Well for the same reason you cannot do perfect sorting on triangle level on the cpu you also cannot do that on the gpu. It turns out its hard to answer the question “is that triangle completly behind other already rendered objects” without asking the counter question “is any part of that triangle visible” and as long as “that triangle” doesnt have a specific size, “any part of that triangle” neither has a specific size, which means you have to ask that question recursively until at some point you are asking “is that pixel of the triangle visible” (which finally is a question that you can answer) and once you answered the question for all pixels of a triangle with “no”, then you can safely cull that triangle but at that point you already rasterized the whole triangle, so all you can do now is to not run the fragment shader.
And because all pixels are rasterized already, in case you found that some are visible, of course you dont have to render the whole triangle, instead you can still avoid having to run fragment shaders for a pixel that is occluded (which is what happens, as long as you dont change the depth of the fragment in the fragment shader. there is an extension also (not sure if it made it into core later) that allows you to specify for example that you might change the depth of the fragment but in case you do so only ever increase the depth value and never decrease it, in which case the fragment shader can still be skipped if the depthbuffer already contains a value lower than the initial fragment depth, given the depth test condition is “less” as you can also do depth tests that only pass when the fragments depth is the same as or greater than etc the depthbuffers value)
and because the fragment shader with complex lighting, textures and what not is way more taxing on the GPU than rasterizing a triangle you still get decent performance improvements
EDIT: i am sort of lying here, which means potentially you could cull a whole triangle: imagine you got a single triangle centered at the screen. now you could check all its 3 corners if their depth values are smaller than their values in the depthbuffer (you got the position of the vertices on screen and the screensize / depthbuffersize) and if you could now make sure that no pixel in the depthbuffer that is between any of the corners does have a lower value than the interpolated value of the corners, then you could cull that triangle. and you can do that when generating a mipmap chain of the depthbuffer and using the one level that uses adjacent pixels for the corner lookups (because then there is no pixels between the ones you used for the lookups). that technique is called hiz culling (or loz culling depending on which way it goes) and i actually implemented it, there is a link somewhere in the “Suggestions for 3.4” topic that i created if you want to do for the adventure. just that technique is not used to cull the triangle, instead it is used to check bounds of objects against the depthbuffer mipmap chain to cull the whole object
Your mesh triangles are drawn in the order they are in the mesh.

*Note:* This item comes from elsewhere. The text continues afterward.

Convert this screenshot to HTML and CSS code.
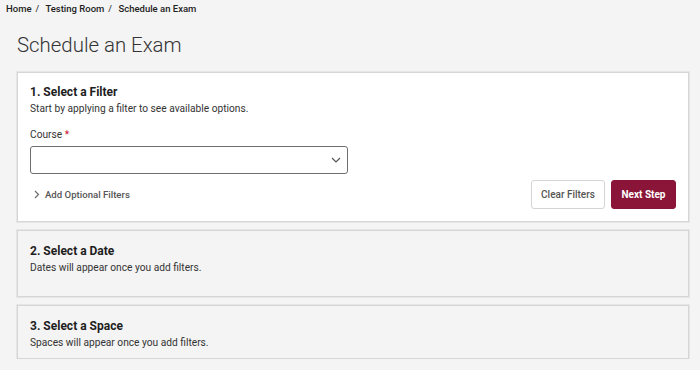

So if you have back face culling off and the far side of the sphere happens to be drawn first then all of those are fully rendered… lighting, texture lookups, etc. and then the front facing faces are rendered on top of them essentially wasting that time.
If the front faces are drawn first then the back face spans may be aborted early if the GPU can already determine that the particular span is fully Z-buffer obscured. But more likely, the fragments themselves are aborted early because they already know the Z is behind the current z-buffer value.